For 9 years now, my thorn in the flesh has been ssa. The very reality of it first surfaced on Aug 15, 2000, in the jubilee year, the solemnity of the Assumption of the Virgin and the eve of my birthday. From then on, it was an attraction to one man after another, with each of them not reciprocating my sentiments. I can't describe how much that broke my heart, how much it intensified the deep seated loneliness in the depths of my being, how often, out of desperation, I turned to other substances and means for relief, among them, the unholy trinity of smoking, drinking and porn. I hated myself for feeling that way, I hated them for not feeling the same way, I hated the world who could not seem to understand, I hated the Church for seemingly failing to come to my help and I hated this God who made me like this because I knew this was not my choosing. I did not choose to be gay and the mystery of that often left my heart feeling paralyzed and imprisoned, enslaved by my own passions.

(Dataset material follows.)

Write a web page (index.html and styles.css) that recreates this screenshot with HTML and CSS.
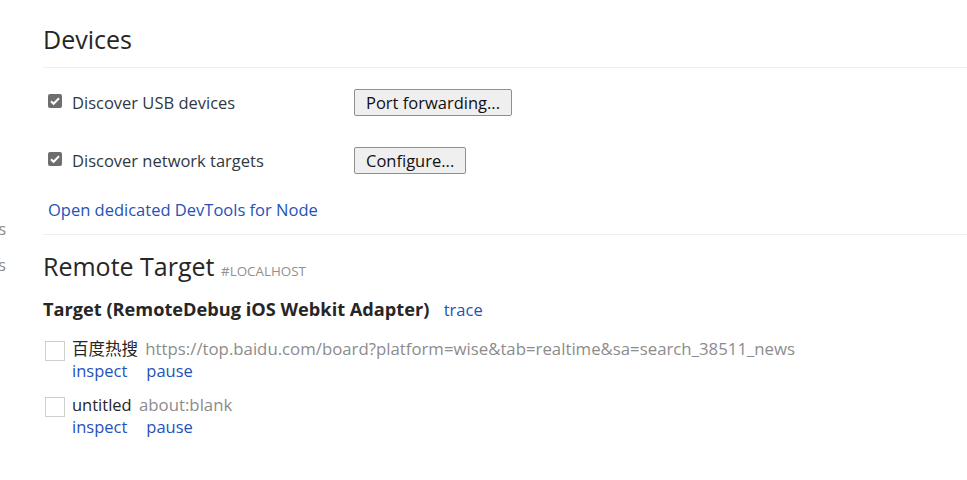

Yet the journey has been bittersweet because it was precisely in the midst of that the Lord Jesus, risen and alive, revealed himself to me and made his voice known to me. I was raised within a context of deep piety and by God's grace I never wandered too far from Mother Church. But it wasn't until the midnight of my struggle that I can say I met the Lord Jesus in a very real and intimate way. It was truly a mystagogical experience.

On Easter Vigil, we sing, O felix culpa quae talem et tantum meruit habere redemptorem," "O happy fault that merited such and so great a Redeemer!" It was not until the midst of this that I recognized in a profound and real way my need, my personal need, for a Redeemer. "What would life have been for us had Christ not come as our Savior? O Father! Father, how wonderful your care for us! How boundless your merciful love! To ransom a slave, you gave away your Son!" This was definitely a grace and I have strong confidence that it was obtained by the solicitous intercession of the all-holy Virgin to whom I entrusted myself 9 years ago.

Christ did not remove the pain, did not lessen the struggle, did not even diminish the passion... rather he intensified it leading me, not by light, but by darkness... he spoke to me with his silence, he loved me in the night, he led me by darkness. Countless times, I would indulge myself into my passions only to emerge more empty and find myself running to Christ. I can't fully articulate in words the internal struggle and pain that these last 9 years have been. For a long time, I kept it to myself without speaking of it to anyone. It became my private Cross known only to Jesus.

Along the way, through several falls, Christ has placed people along my path who offered love and compassion and he gave me grace to open my heart to them: Several very good and holy priests, one bishop, good and holy friends both men and women. Along with them, I found strength in the lives and works heroes who have run the race before us; among them, Fr. Thomas Merton, Fr. Henri Nouwen, Pope John Paul II, Catherine Doherty, C.S. Lewis, St. Faustina, Msgr. Giussani and Dame Julian of Norwich. The two most important saints who have shaped my faith and spirituality are St. Augustine and St. John of the Cross.

In terms of the Church, I have found my home among the discalced Carmelites being an aspirant to their third Order. The thorn remains strong as ever and the struggles are still there, both internally and externally. But they are bearable with the strength of Christ's grace. I try not to turn too far back into the past or squint too forward into the future as thinking about them often overwhelms me. I leave it to the hands of Christ. He calls me to be faithful to the task of the hour, to love him there and to unite whatever form my Cross may take at the moment to his blessed Passion in reparation and for the salvation of souls.

So far, my journey was not about making me happy in this life nor was it even about satisfying now the restlessness of my soul. Pain is the kiss of love and to follow Him is to be drawn nearer and nearer into the circle of His Passion. Therefore, "Omne gaudium existimate..." Consider it all as joy - the trials, the sorrows, the darkness, the Cross. To lose and to die is the royal way traced out by our Redeemer. We cannot invent another route. Along this sorrowful path, all impurity is burned in the furnace of divine love and we are left with nothing to be filled with the all: Christ empties so He can fill the heart with himself. This seems to be the continual dynamic of my life and so it continues. More emptying... more filling. Less and less of me and more and more of Him.

I have nothing in me to count as good, I have done no good to merit praise. All the good that has has come to me and through me I attribute completely to the gratuitous grace of God who refuses to give up on me. My choices have often veiled his face but the irony of that is that out of that choice, he made his face clearer to me: Merciful Love. He has captured my heart and I am nothing without him.

"I have nothing in my works with which I can glorify myself,
I have nothing to boast about and, consequently, I WILL GLORY IN CHRIST.
I will not glorify myself because I am just, but I will glory because I am redeemed.
I will not glorify myself because I am exempt from sins, but I will glory because my sins have been remitted.
I will not glorify myself because I have helped or been helped, but because Christ has been my advocate with the Father, because the blood of Christ was poured out for me.
For me, Christ tasted death.
Guilt is more profitable than innocence.
Innocence made me arrogant, guilt has made me humble."